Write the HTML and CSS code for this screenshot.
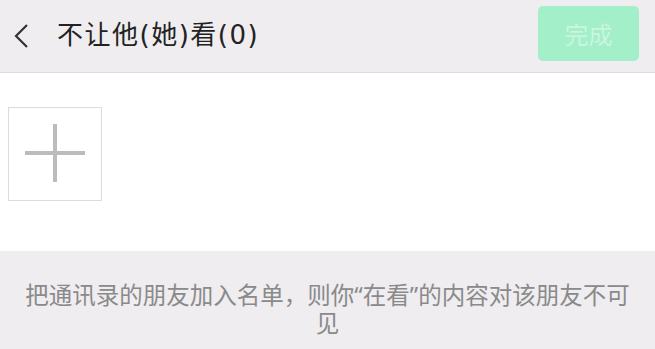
FILE: index.html
```html
<!DOCTYPE html>
<html lang="zh">
<head>
<meta charset="utf-8">
<link rel="stylesheet" href="styles.css">
</head>
<body>
<div class="header">
  <svg class="back" width="20" height="26" viewBox="0 0 20 26"><path d="M15 2 L4 13 L15 24" fill="none" stroke="#333" stroke-width="2.2"/></svg>
  <div class="title">不让他(她)看(0)</div>
  <div class="done">完成</div>
</div>
<div class="content">
  <div class="add">
    <svg width="60" height="60" viewBox="0 0 60 60"><rect x="28" y="0" width="4" height="58" fill="#bcbcbc"/><rect x="0" y="27" width="60" height="4" fill="#bcbcbc"/></svg>
  </div>
</div>
<div class="footer">
  <p class="note">把通讯录的朋友加入名单，则你“在看”的内容对该朋友不可见</p>
</div>
</body>
</html>
```
FILE: styles.css
```css
html, body {
  margin: 0;
  padding: 0;
  background: #efedf0;
  font-family: "Noto Sans CJK SC", "Noto Sans", sans-serif;
}
.header {
  height: 72px;
  border-bottom: 1px solid #dcdadd;
  display: flex;
  align-items: center;
  background: #efedf0;
}
.back {
  margin-left: 12px;
  flex: none;
}
.title {
  margin-left: 25px;
  font-family: "DejaVu Sans", "Noto Sans CJK SC", sans-serif;
  font-size: 26px;
  letter-spacing: 1.5px;
  color: #222;
  flex: 1;
  line-height: 1;
  margin-top: -2px;
}
.done {
  width: 101px;
  height: 55px;
  margin-right: 16px;
  margin-top: -6px;
  border-radius: 5px;
  background: #a3efc9;
  color: #c8f6df;
  font-size: 24px;
  display: flex;
  align-items: center;
  justify-content: center;
}
.content {
  background: #fff;
  height: 178px;
  padding: 34px 0 0 8px;
  box-sizing: border-box;
}
.add {
  width: 94px;
  height: 94px;
  box-sizing: border-box;
  border: 1px solid #dcdcdc;
  display: flex;
  align-items: center;
  justify-content: center;
}
.footer {
  padding: 30px 22px 0;
}
.note {
  margin: 0;
  text-align: center;
  font-family: "Noto Sans", "Noto Sans CJK SC", sans-serif;
  font-size: 23.5px;
  line-height: 28px;
  color: #8a8a8a;
}
```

________________

__Your objective__. Reproduce the whole listing exactly, but not the images in it.

__Worked solution__.
Write the HTML and CSS code for this screenshot.
FILE: index.html
```html
<!DOCTYPE html>
<html lang="zh">
<head>
<meta charset="utf-8">
<link rel="stylesheet" href="styles.css">
</head>
<body>
<div class="header">
  <svg class="back" width="20" height="26" viewBox="0 0 20 26"><path d="M15 2 L4 13 L15 24" fill="none" stroke="#333" stroke-width="2.2"/></svg>
  <div class="title">不让他(她)看(0)</div>
  <div class="done">完成</div>
</div>
<div class="content">
  <div class="add">
    <svg width="60" height="60" viewBox="0 0 60 60"><rect x="28" y="0" width="4" height="58" fill="#bcbcbc"/><rect x="0" y="27" width="60" height="4" fill="#bcbcbc"/></svg>
  </div>
</div>
<div class="footer">
  <p class="note">把通讯录的朋友加入名单，则你“在看”的内容对该朋友不可见</p>
</div>
</body>
</html>
```
FILE: styles.css
```css
html, body {
  margin: 0;
  padding: 0;
  background: #efedf0;
  font-family: "Noto Sans CJK SC", "Noto Sans", sans-serif;
}
.header {
  height: 72px;
  border-bottom: 1px solid #dcdadd;
  display: flex;
  align-items: center;
  background: #efedf0;
}
.back {
  margin-left: 12px;
  flex: none;
}
.title {
  margin-left: 25px;
  font-family: "DejaVu Sans", "Noto Sans CJK SC", sans-serif;
  font-size: 26px;
  letter-spacing: 1.5px;
  color: #222;
  flex: 1;
  line-height: 1;
  margin-top: -2px;
}
.done {
  width: 101px;
  height: 55px;
  margin-right: 16px;
  margin-top: -6px;
  border-radius: 5px;
  background: #a3efc9;
  color: #c8f6df;
  font-size: 24px;
  display: flex;
  align-items: center;
  justify-content: center;
}
.content {
  background: #fff;
  height: 178px;
  padding: 34px 0 0 8px;
  box-sizing: border-box;
}
.add {
  width: 94px;
  height: 94px;
  box-sizing: border-box;
  border: 1px solid #dcdcdc;
  display: flex;
  align-items: center;
  justify-content: center;
}
.footer {
  padding: 30px 22px 0;
}
.note {
  margin: 0;
  text-align: center;
  font-family: "Noto Sans", "Noto Sans CJK SC", sans-serif;
  font-size: 23.5px;
  line-height: 28px;
  color: #8a8a8a;
}
```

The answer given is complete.